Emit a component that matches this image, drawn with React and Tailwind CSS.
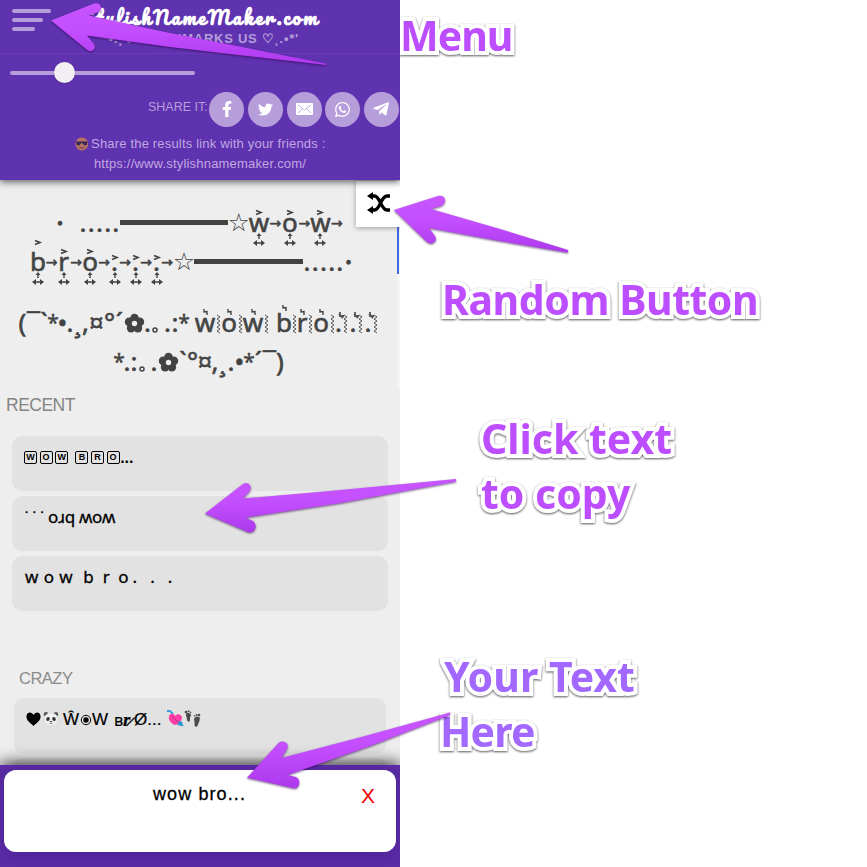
import React from "react";
import { FaFacebookF, FaTwitter, FaWhatsapp, FaTelegramPlane } from "react-icons/fa";

const ARIAL = "font-['Liberation_Sans',Arial,sans-serif]";
const NOTO = "font-['Noto_Sans','DejaVu_Sans',sans-serif]";

/* Decorated glyph rows: [glyph, right edge, kind] */
const dots = (from) => [1, 2, 3, 4, 5].map((i) => [".", from + i * 8.2]);
const ROW1 = [
  ["·", 65, "big"], ["", 79], ...dots(79), ["", 228.5, "bar"], ["☆", 249, "star"],
  ["w", 269, "up"], ["→", 282, "arrow"], ["o", 298, "up"], ["→", 311, "arrow"],
  ["w", 330, "up"], ["→", 344, "arrow"],
];
const ROW2 = [
  ["b", 45, "tall"], ["→", 58, "arrow"], ["r", 69, "up"], ["→", 83, "arrow"], ["o", 97, "up"],
  ["→", 111, "arrow"], [".", 118, "dot"], ["→", 132, "arrow"], [".", 139, "dot"], ["→", 153, "arrow"],
  [".", 160, "dot"], ["→", 174, "arrow"], ["☆", 194, "star"], ["", 303, "bar"], ...dots(303), ["·", 353, "big"],
];
const ROW3 = [
  ["(", 27], ["¯", 40], ["`", 48], ["*", 58, "ast"], ["•", 67], [".", 73], ["¸", 82], [",", 89], ["¤", 104],
  ["°", 115], ["´", 124], ["", 144, "flower"], [".", 151], ["", 160, "ring"], ["", 164], [".", 171], [":", 179], ["*", 189, "ast"],
  ["", 195], ["w", 215, "bolt"], ["", 221, "zig"], ["o", 237, "bolt"], ["", 243, "zig"], ["w", 263, "bolt"],
  ["", 269, "zig"], ["", 277], ["b", 291, "boltTall"], ["", 297, "zig"], ["r", 307, "bolt"], ["", 313, "zig"],
  ["o", 329, "bolt"], ["", 335, "zig"], [".", 342], ["", 349, "zigHook"], [".", 357], ["", 364, "zigHook"],
  [".", 372], ["", 379, "zigHook"],
];
const ROW4 = [
  ["*", 124, "ast"], [".", 130], [":", 138], ["", 146, "ring"], ["", 150], [".", 158], ["", 179, "flower"], ["`", 187],
  ["°", 198], ["¤", 212], [",", 218], ["¸", 227], [".", 235], ["•", 244], ["*", 254, "ast"], ["´", 263], ["¯", 276], [")", 284],
];

const SIZE = {
  big: "text-[26px] [-webkit-text-stroke:1.4px_#434343]",
  star: "text-[25px] font-['DejaVu_Sans',sans-serif]",
  arrow: "pt-[1px] text-[14px] [-webkit-text-stroke:0.5px_#434343] font-['DejaVu_Sans',sans-serif]",
  ast: "text-[21px] [-webkit-text-stroke:0.4px_#434343]",
};
const TOP = { up: 7.5, tall: -2, dot: 13 };

function Glyph({ g, width, kind }) {
  const size = SIZE[kind] || "text-[26px] [-webkit-text-stroke:0.6px_#434343]";
  return (
    <span className="relative flex h-[39px] shrink-0 justify-center" style={{ width }}>
      {kind === "bar" ? (
        <span className="mt-[14px] h-[4.5px] w-full bg-[#434343]" />
      ) : kind === "flower" ? (
        <svg className="mt-[7px] shrink-0" width="21" height="20" viewBox="-10.5 -10.5 21 20">
          <g fill="#434343">
            <circle cy="-5.5" r="4.3" /><circle cx="5.4" cy="-1.6" r="4.3" /><circle cx="3.4" cy="4.6" r="4.3" />
            <circle cx="-3.4" cy="4.6" r="4.3" /><circle cx="-5.4" cy="-1.6" r="4.3" /><circle r="4" />
          </g>
          <circle r="2.7" fill="#eeeeee" />
        </svg>
      ) : kind === "zig" || kind === "zigHook" ? (
        <svg className="absolute left-0 top-[9px] overflow-visible" width="7" height="19" fill="none" stroke="#555" strokeWidth="1">
          <path d="M2 0l3 2-3 2 3 2-3 2 3 2-3 2 3 2-3 2 3 2" />
          {kind === "zigHook" && <path strokeWidth="1.8" d="M-3-1l4 4M-2-3v4l4 0" />}
        </svg>
      ) : kind === "ring" ? (
        <svg className="absolute left-[1px] top-[21px] overflow-visible" width="6" height="6" fill="none" stroke="#434343" strokeWidth="1.5"><circle cx="3" cy="3" r="2" /></svg>
      ) : (
        <span className={`whitespace-pre leading-[33px] ${size}`}>{g}</span>
      )}
      {TOP[kind] !== undefined && (
        <>
          <svg className="absolute left-1/2 -ml-[3px] overflow-visible" style={{ top: TOP[kind] - 3.5 }} width="6" height="5" fill="none" stroke="#434343" strokeWidth="1.6"><path d="M0 .5l5 2-5 2" /></svg>
          <svg className="absolute left-1/2 top-[27px] -ml-[6px]" width="12" height="13" fill="#434343">
            <path d="M6 0l2.5 3H6.7v3H5.3V3H3.5zM0 10l4-3v2.2h4V7l4 3-4 3v-2.2H4V13z" />
          </svg>
        </>
      )}
      {(kind === "bolt" || kind === "boltTall") && (
        <svg className={kind === "bolt" ? "absolute left-1/2 top-[3px] -ml-[2px]" : "absolute left-1/2 -top-[1px] -ml-[2px]"} width="5" height="7" fill="none" stroke="#434343" strokeWidth="1.4"><path d="M1 0v3l3-.5v3.5" /></svg>
      )}
    </span>
  );
}

function GlyphRow({ start, cells }) {
  return (
    <div className={`flex h-[39px] text-[#434343] ${NOTO}`} style={{ paddingLeft: start }}>
      {cells.map(([g, end, kind], i) => (
        <Glyph key={i} g={g} kind={kind} width={end - (i ? cells[i - 1][1] : start)} />
      ))}
    </div>
  );
}

function ShareButton({ children }) {
  return <div className="flex size-[35px] shrink-0 items-center justify-center rounded-full bg-[#b69edb] text-white">{children}</div>;
}

function Boxed({ c }) {
  return <span className="flex size-[13px] items-center justify-center rounded-[2px] border-[1.5px] border-black text-[9px] font-bold leading-none">{c}</span>;
}

function CoolFace() {
  return (
    <svg width="14" height="14" viewBox="0 0 14 14">
      <circle cx="7" cy="7" r="6.6" fill="#b87362" />
      <path d="M1 4.3h12l-.6 3.3q-2.4 2.3-4.3-.8l-.7-.8h-.8l-.7.8q-1.9 3.1-4.3.8z" fill="#38275c" />
      <path d="M4.5 10.5q2.5 1.5 5 0" fill="none" stroke="#643950" />
    </svg>
  );
}

function Panda() {
  return (
    <svg width="16" height="16" viewBox="0 0 16 16">
      <circle cx="3" cy="3.2" r="2.2" fill="#555" /><circle cx="13" cy="3.2" r="2.2" fill="#555" />
      <ellipse cx="8" cy="8.5" rx="7" ry="6.6" fill="#f0f0f0" stroke="#d0d0d0" strokeWidth=".5" />
      <ellipse cx="5" cy="8" rx="1.7" ry="2.1" fill="#333" transform="rotate(30 5 8)" />
      <ellipse cx="11" cy="8" rx="1.7" ry="2.1" fill="#333" transform="rotate(-30 11 8)" />
      <path d="M6.5 10h3L8 11.5zM6 12.5q2 1 4 0" fill="#333" />
    </svg>
  );
}

function ArrowHeart() {
  return (
    <svg width="17" height="17" viewBox="0 0 17 17">
      <path d="M0 1l3 0 3 3M16 16l-5-5" stroke="#3aa0dd" strokeWidth="2" fill="none" />
      <path d="M8 15C3 13 1 9 2 6c1-3 5-3 6 0 2-3 6-2 7 1 0 4-3 7-7 8z" fill="#fb3fa6" />
      <path d="M11.500 11l4 1-1 4-4-1z" fill="#2c93d3" />
      <path d="M5 6l6 6" stroke="#c81c7e" />
    </svg>
  );
}

function Feet() {
  return (
    <svg width="17" height="18" viewBox="0 0 17 18" fill="#4d4d4d">
      <path d="M2 3.500q3-2 5 1c0 2-1.500 3-1 5 .3 3-2.500 3-3 0 0-2-1.500-4-1-6z" />
      <path d="M15.500 7q-4-1.500-5.500 2c0 2 1 3 .5 5-.5 3 2.500 4 3.500 1 0-2 2.500-4 1.500-8z" />
      <circle cx="2" cy="2" r="1.300" /><circle cx="4.500" cy="1.300" r="1" /><circle cx="6.700" cy="2.200" r=".8" />
      <circle cx="15" cy="5" r="1.300" /><circle cx="12.500" cy="5" r="1" /><circle cx="10.500" cy="6" r=".8" />
    </svg>
  );
}

function Label({ className, children }) {
  return (
    <div className={`absolute whitespace-pre font-['Noto_Sans','Open_Sans',sans-serif] text-[41px] font-bold leading-[55px] [-webkit-text-stroke:8px_white] [paint-order:stroke_fill] [stroke-linejoin:round] [filter:drop-shadow(0_1px_0.8px_rgba(0,0,0,0.65))] ${className}`}>
      {children}
    </div>
  );
}

const ARROWS = [
  "M51 20.500L94 3.500Q100 2 101 7Q101 11 97 12.500L89 15.500L165 32L326 63.500V65L170 47L87 35.500L94 44Q96.500 49 92 51Q89 52 86 49Z",
  "M394 210L438 196Q444 195 445 200Q445 204 441 206L431 209L500 229L568 250V252.500L500 241L429 228L435 236Q437.500 241 433 243Q429 244.500 426 241Z",
  "M205 513.500L243 484Q248 481 250.500 486Q251.500 490 248 493L243 498.500L330 491L456 479V481.500L340 503L245 517.500L253 521Q257 524 255 529Q253 533 248 532Z",
  "M247 777.700L279 742.500Q283 740 287 743.500Q289 748 285 752L281.500 758L365 736L450 712.500V715L370 746L287.500 775L296 777Q300 779 299 784Q298 789 293 788Z",
];

export default function App() {
  return (
    <div className="relative h-[867px] w-[867px] overflow-hidden bg-white">
      <main className={`relative flex h-[867px] w-[400px] flex-col overflow-hidden bg-[#eeeeee] ${ARIAL}`}>
        <header className="z-10 flex h-[180px] shrink-0 flex-col bg-[#5f32b0] shadow-[0_2px_7px_rgba(0,0,0,0.6)]">
          <div className="flex h-[54px] border-b border-[#6a3bb4]">
            <div className="flex w-[72px] flex-col gap-[5px] pl-[12px] pt-[9px]">
              <i className="h-[4px] w-[39px] rounded-full bg-[#b69edb]" />
              <i className="h-[4px] w-[31px] rounded-full bg-[#b69edb]" />
              <i className="h-[4px] w-[23px] rounded-full bg-[#b69edb]" />
            </div>
            <div className="flex flex-col whitespace-pre pl-[9px] pt-[5px]">
              <h1 className="w-[245px] font-['Pacifico','Kaushan_Script','Lato',cursive] text-[18.500px] font-bold leading-[24px] tracking-[2.200px] text-white">StylishNameMaker.com</h1>
              <p className="pl-[18px] pt-px text-[13px] font-bold leading-[17px] tracking-[0.730px] text-[#b69edb]">{"'*•.¸♡ BOOKMARKS US ♡¸.•*'"}</p>
            </div>
          </div>
          <div className="flex h-[37px] items-center pl-[10px]">
            <div className="flex h-[4px] w-[185px] items-center rounded-full bg-[#b69edb] pl-[44px]">
              <i className="size-[21px] shrink-0 rounded-full bg-[#f1eff1] shadow-sm" />
            </div>
          </div>
          <div className="flex h-[36px] items-center gap-[3.700px] pl-[148px]">
            <span className="w-[57.500px] whitespace-nowrap pb-[4px] text-[12.500px] text-[#b69edb]">SHARE IT:</span>
            <ShareButton><FaFacebookF size={16} /></ShareButton>
            <ShareButton><FaTwitter size={15} /></ShareButton>
            <ShareButton><svg width="17" height="12" viewBox="0 0 17 12"><rect width="17" height="12" rx="1" fill="white" /><path d="M2 2l6.500 5L15 2M2 10l4-4M15 10l-4-4" fill="none" stroke="#b69edb" strokeWidth=".8" /></svg></ShareButton>
            <ShareButton><FaWhatsapp size={17} /></ShareButton>
            <ShareButton><FaTelegramPlane size={18} /></ShareButton>
          </div>
          <div className="flex flex-col items-center pt-[7px] text-[13px] leading-[19.500px] text-[#c0a8e0]">
            <p className="flex w-[251px] items-center gap-[3px] whitespace-nowrap tracking-[0.180px]"><CoolFace /> Share the results link with your friends :</p>
            <p className="tracking-[0.190px]">https://www.stylishnamemaker.com/</p>
          </div>
        </header>

        <section className="relative flex h-[208px] shrink-0 flex-col border-r-[3px] border-[#f5f5f5] pt-[26px]">
          <GlyphRow start={55} cells={ROW1} />
          <GlyphRow start={31} cells={ROW2} />
          <div className="h-[22px]" />
          <GlyphRow start={18} cells={ROW3} />
          <GlyphRow start={114} cells={ROW4} />
          <div className="absolute -right-[2px] top-[47px] h-[47px] w-[2px] bg-[#4169e1]" />
          <button className="absolute -right-[3px] top-[1px] flex h-[46px] w-[44px] items-center justify-center bg-white shadow-[0_1px_5px_rgba(0,0,0,0.35)]">
            <svg className="ml-[2px] mt-[-2px]" width="24" height="22" viewBox="0 0 24 22" fill="none" stroke="black" strokeWidth="3.300">
              <path d="M5 4h2.500C13 4 14 18 20 18h3M5 18h2.500C13 18 14 4 20 4h3" />
              <path d="M0 4l6-4v8zM0 18l6-4v8z" fill="black" stroke="none" />
            </svg>
          </button>
        </section>

        <h2 className="h-[48px] shrink-0 pl-[6px] pt-[6px] text-[17.500px] leading-[22px] tracking-[-0.500px] text-[#858585]">RECENT</h2>
        <div className="flex shrink-0 flex-col gap-[5px] px-[12px]">
          <div className="flex h-[55px] items-start gap-[2.600px] rounded-[10px] bg-[#e2e2e2] pl-[12px] pt-[15px]">
            <Boxed c="W" /><Boxed c="O" /><Boxed c="W" /><span className="w-[2px]" /><Boxed c="B" /><Boxed c="R" /><Boxed c="O" />
            <span className="ml-[-2px] text-[16px] font-bold leading-[14px]">...</span>
          </div>
          <div className={`flex h-[55px] rounded-[10px] bg-[#e2e2e2] pl-[13px] pt-[9px] text-[17px] leading-[24px] [-webkit-text-stroke:0.3px_black] ${NOTO}`}>
            <span className="w-[23px] tracking-[4.600px]">˙˙˙</span><span className="tracking-[-0.300px]">oɹq ʍoʍ</span>
          </div>
          <div className={`h-[55px] whitespace-pre rounded-[10px] bg-[#e2e2e2] pl-[13px] pt-[9px] text-[17px] leading-[24px] [-webkit-text-stroke:0.3px_black] ${NOTO}`}>
            <span className="tracking-[5.500px]">wow</span><span className="pl-[5px] tracking-[9px]">bro</span><span className="ml-[-5px] tracking-[13px]">...</span>
          </div>
        </div>
        <h2 className="mt-[57px] h-[30px] shrink-0 pl-[19px] text-[16.500px] leading-[21px] tracking-[-0.500px] text-[#8b8b8b]">CRAZY</h2>
        <div className="mx-[14px] flex h-[56px] shrink-0 items-start rounded-[10px] bg-[#e2e2e2] pl-[12px] pt-[12px] text-[17px] leading-[20px] [-webkit-text-stroke:0.200px_black]">
          <svg className="mt-[2px]" width="15" height="15" viewBox="0 0 15 15"><path d="M7.500 14C3 10 0 8 .5 4 1-.5 6-.5 7.500 3 9-.5 14-.5 14.500 4c.5 4-2.500 6-7 10z" /></svg>
          <span className="ml-[2px] mt-px flex"><Panda /></span>
          <span className="ml-[4px]">Ŵ</span>
          <svg className="ml-px mt-[4px]" width="12" height="12"><circle cx="6" cy="6" r="4.700" fill="none" stroke="black" /><circle cx="6" cy="6" r="2.700" /></svg>
          <span className="w-[22px]">W</span>
          <span className={`w-[9px] text-[16px] ${NOTO}`}>ʙ</span>
          <span className="w-[11px] font-['Liberation_Serif'] text-[19px] font-bold italic">r̷</span>
          <span className="w-[33px]">Ø...</span><ArrowHeart /><Feet />
        </div>
        <div className="mx-[14px] mt-[4px] h-[7px] shrink-0 rounded-t-[10px] bg-[#e2e2e2]" />
        <footer className="z-10 h-[102px] shrink-0 bg-[#5a2ca5] px-[4px] pt-[5px] shadow-[0_-3px_14px_rgba(0,0,0,0.7)]">
          <div className="flex h-[82px] rounded-[12px] bg-white pl-[149px] pt-[13px] leading-[22px] shadow-[0_2px_12px_rgba(50,15,110,0.35)]">
            <span className="w-[208px] text-[18px] tracking-[1.100px] [-webkit-text-stroke:0.300px_black]">wow bro...</span>
            <span className="pt-[2px] text-[21px] text-[#f00000]">X</span>
          </div>
        </footer>
      </main>

      <Label className="left-[400px] top-[8px] tracking-[-1px] text-[#bd4eff]">Menu</Label>
      <Label className="left-[442px] top-[272px] tracking-[-0.450px] text-[#bd4eff]">Random Button</Label>
      <Label className="left-[481px] top-[411px] text-[#bd4eff]">{"Click text\nto copy"}</Label>
      <Label className="left-[444px] top-[649px] text-[#a268ff]">Your Text</Label>
      <Label className="left-[440px] top-[704px] tracking-[-0.800px] text-[#a268ff]">Here</Label>
      <svg className="pointer-events-none absolute inset-0 z-20 [filter:drop-shadow(0_1px_1px_rgba(45,0,75,0.65))]" width="867" height="867">
        <defs>
          <linearGradient id="violet" x1="0" y1="0" x2="0" y2="1">
            <stop offset="0" stopColor="#c855ff" /><stop offset=".45" stopColor="#c34eff" /><stop offset="1" stopColor="#ae38ed" />
          </linearGradient>
        </defs>
        {ARROWS.map((d) => <path key={d} d={d} fill="url(#violet)" />)}
      </svg>
    </div>
  );
}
+ + +
From the first line of the listing above, repeat every line through the one holding "FaTwitter, FaWhatsapp, FaTelegramPlane". Both ends count, and pictures stay out.

Emit a component that matches this image, drawn with React and Tailwind CSS.
import React from "react";
import { FaFacebookF, FaTwitter, FaWhatsapp, FaTelegramPlane } from "react-icons/fa";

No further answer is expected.